◆ **Stated problem**: Copy every line of the data that includes the string "index".

◆ **Available data**:
· · · · · · ·
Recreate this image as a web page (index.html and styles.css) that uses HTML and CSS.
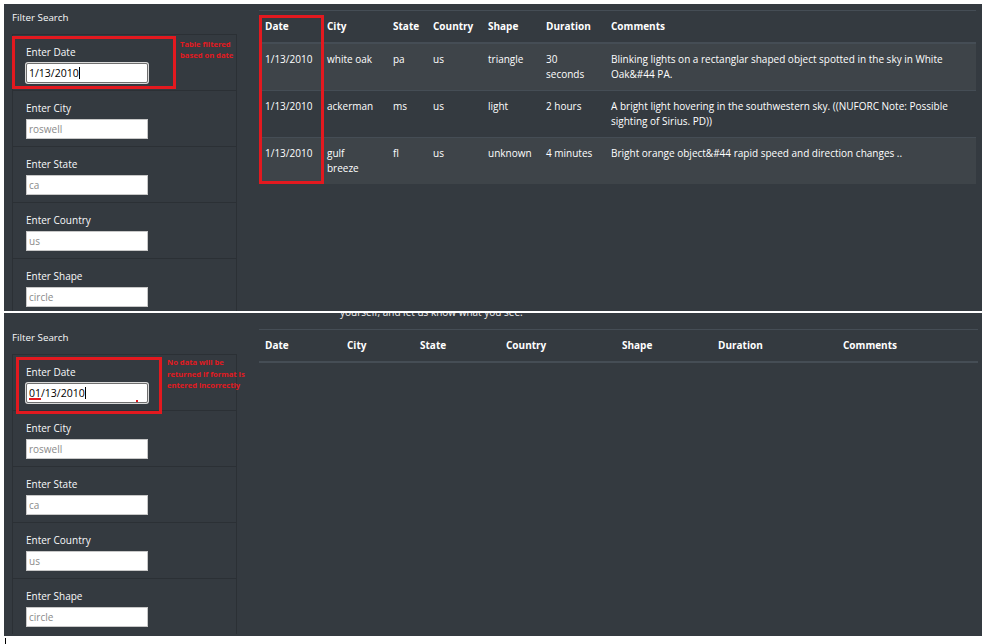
FILE: index.html
```html
<!DOCTYPE html>
<html lang="en">
<head>
<meta charset="utf-8">
<title>UFO Sightings – Filter Search</title>
<link rel="stylesheet" href="styles.css">
</head>
<body>
<div class="screens">

  <section class="shot shot--top">
    <aside class="sidebar">
      <h5 class="filter-title">Filter Search</h5>
      <ul class="filters">
        <li class="filter"><label>Enter Date</label><div class="field field--active">1/13/2010<span class="caret"></span></div></li>
        <li class="filter"><label>Enter City</label><input class="field" placeholder="roswell"></li>
        <li class="filter"><label>Enter State</label><input class="field" placeholder="ca"></li>
        <li class="filter"><label>Enter Country</label><input class="field" placeholder="us"></li>
        <li class="filter"><label>Enter Shape</label><input class="field" placeholder="circle"></li>
      </ul>
    </aside>
    <main class="results">
      <table class="ufo">
        <colgroup>
          <col class="c-date"><col class="c-city"><col class="c-state"><col class="c-country"><col class="c-shape"><col class="c-duration"><col>
        </colgroup>
        <thead>
          <tr><th>Date</th><th>City</th><th>State</th><th>Country</th><th>Shape</th><th>Duration</th><th>Comments</th></tr>
        </thead>
        <tbody>
          <tr><td>1/13/2010</td><td>white oak</td><td>pa</td><td>us</td><td>triangle</td><td>30 seconds</td><td>Blinking lights on a rectanglar shaped object spotted in the sky in White Oak&amp;#44 PA.</td></tr>
          <tr><td>1/13/2010</td><td>ackerman</td><td>ms</td><td>us</td><td>light</td><td>2 hours</td><td>A bright light hovering in the southwestern sky. ((NUFORC Note: Possible sighting of Sirius. PD))</td></tr>
          <tr><td>1/13/2010</td><td>gulf breeze</td><td>fl</td><td>us</td><td>unknown</td><td>4 minutes</td><td>Bright orange object&amp;#44 rapid speed and direction changes ..</td></tr>
        </tbody>
      </table>
    </main>
    <div class="annot-box annot-box--date-top"></div>
    <p class="annot-note annot-note--top">Table filtered based on date</p>
    <div class="annot-box annot-box--column"></div>
  </section>

  <section class="shot shot--bottom">
    <aside class="sidebar">
      <h5 class="filter-title">Filter Search</h5>
      <ul class="filters">
        <li class="filter"><label>Enter Date</label><div class="field field--active"><span class="typo">01</span>/13/2010<span class="caret"></span></div></li>
        <li class="filter"><label>Enter City</label><input class="field" placeholder="roswell"></li>
        <li class="filter"><label>Enter State</label><input class="field" placeholder="ca"></li>
        <li class="filter"><label>Enter Country</label><input class="field" placeholder="us"></li>
        <li class="filter"><label>Enter Shape</label><input class="field" placeholder="circle"></li>
      </ul>
    </aside>
    <main class="results">
      <p class="intro">yourself, and let us know what you see.</p>
      <table class="ufo ufo--empty">
        <colgroup>
          <col class="e-date"><col class="e-city"><col class="e-state"><col class="e-country"><col class="e-shape"><col class="e-duration"><col>
        </colgroup>
        <thead>
          <tr><th>Date</th><th>City</th><th>State</th><th>Country</th><th>Shape</th><th>Duration</th><th>Comments</th></tr>
        </thead>
        <tbody></tbody>
      </table>
    </main>
    <div class="annot-box annot-box--date-bottom"></div>
    <p class="annot-note annot-note--bottom">No data will be returned if format is entered incorrectly</p>
    <span class="annot-dot"></span>
  </section>

  <div class="cursor-mark"></div>
</div>
</body>
</html>
```

FILE: styles.css
```css
* { box-sizing: border-box; }

body {
  margin: 0;
  background: #ffffff;
  font-family: "Open Sans", "Noto Sans", sans-serif;
  font-size: 10px;
  color: #ffffff;
}

.screens {
  padding: 4px 6px 0 4px;
  display: flex;
  flex-direction: column;
  gap: 2px;
}

.shot {
  position: relative;
  background: #343a40;
  overflow: hidden;
  display: flex;
  align-items: flex-start;
  gap: 22px;
  padding: 0 6px 0 8px;
}
.shot--top { height: 307px; }
.shot--bottom { height: 323px; padding-right: 4px; }

/* sidebar */
.sidebar {
  width: 225px;
  flex: none;
  padding-top: 6px;
}
.shot--bottom .sidebar { padding-top: 17px; }

.filter-title {
  margin: 0 0 9px;
  font-size: 9.8px;
  font-weight: 400;
  line-height: 15px;
  color: #f8f9fa;
}

.filters {
  list-style: none;
  margin: 0;
  padding: 0;
}
.filter {
  padding: 9px 13px 7px;
  border: 1px solid rgba(0, 0, 0, 0.16);
  border-bottom: none;
}
.filter label {
  display: block;
  line-height: 16px;
  margin-bottom: 3px;
  font-size: 10px;
  color: #f8f9fa;
}

.field {
  display: block;
  width: 122px;
  height: 20px;
  margin: 0;
  padding: 0 2px;
  border: 1px solid #c8c8c8;
  background: #ffffff;
  font-family: "Open Sans", "Noto Sans", sans-serif;
  font-size: 10px;
  line-height: 18px;
  color: #222;
  outline: none;
}
.field::placeholder { color: #8a8a8a; }

.field--active {
  border: 1px solid #6f6f6f;
  border-radius: 2px;
  box-shadow: 0 0 0 1px #d9d9d9;
  font-size: 10.5px;
  color: #000;
  white-space: nowrap;
}
.caret {
  display: inline-block;
  width: 1px;
  height: 12px;
  background: #000;
  vertical-align: -2px;
}
.typo {
  text-decoration: underline solid #e3191f;
  text-decoration-thickness: 2px;
  text-underline-offset: 1px;
}

/* table */
.results {
  flex: 1;
  min-width: 0;
  padding-top: 6px;
}
.shot--bottom .results { padding-top: 0; }

.intro {
  margin: -8px 0 9px 81px;
  line-height: 15px;
  font-size: 10px;
  color: #f0f0f0;
}

.ufo {
  width: 100%;
  border-collapse: collapse;
  table-layout: fixed;
}
.ufo th,
.ufo td {
  padding: 8px 6px 8px;
  line-height: 15px;
  text-align: left;
  vertical-align: top;
  border-top: 1px solid #454d55;
  color: #ffffff;
}
.ufo th { font-weight: 700; }
.ufo thead th { border-bottom: 2px solid #454d55; }
.ufo tbody tr:nth-child(odd) { background: rgba(255, 255, 255, 0.05); }
.ufo td:nth-child(2) { padding-right: 10px; }
.ufo td:nth-child(6) { padding-right: 9px; }

.c-date { width: 62px; }
.c-city { width: 66px; }
.c-state { width: 40px; }
.c-country { width: 55px; }
.c-shape { width: 58px; }
.c-duration { width: 65px; }

.e-date { width: 82px; }
.e-city { width: 73px; }
.e-state { width: 86px; }
.e-country { width: 116px; }
.e-shape { width: 96px; }
.e-duration { width: 125px; }

/* annotations drawn over the screenshots */
.annot-box {
  position: absolute;
  border: 3px solid #e3191f;
}
.annot-box--date-top { left: 8px; top: 32px; width: 164px; height: 53px; }
.annot-box--column { left: 255px; top: 11px; width: 65px; height: 169px; }
.annot-box--date-bottom { left: 12px; top: 44px; width: 146px; height: 57px; }

.annot-note {
  position: absolute;
  margin: 0;
  font-size: 7.6px;
  font-weight: 700;
  line-height: 11px;
  color: #e3191f;
}
.annot-note--top { left: 176px; top: 35px; width: 60px; }
.annot-note--bottom { left: 163px; top: 44px; width: 80px; line-height: 11.5px; }

.annot-dot {
  position: absolute;
  left: 132px;
  top: 87px;
  width: 2px;
  height: 2px;
  background: #e3191f;
}

.cursor-mark {
  width: 1px;
  height: 8px;
  margin: 0 0 0 1px;
  background: #000;
}
```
· · · · · · ·
◆ **Correct answer**:
Recreate this image as a web page (index.html and styles.css) that uses HTML and CSS.
FILE: index.html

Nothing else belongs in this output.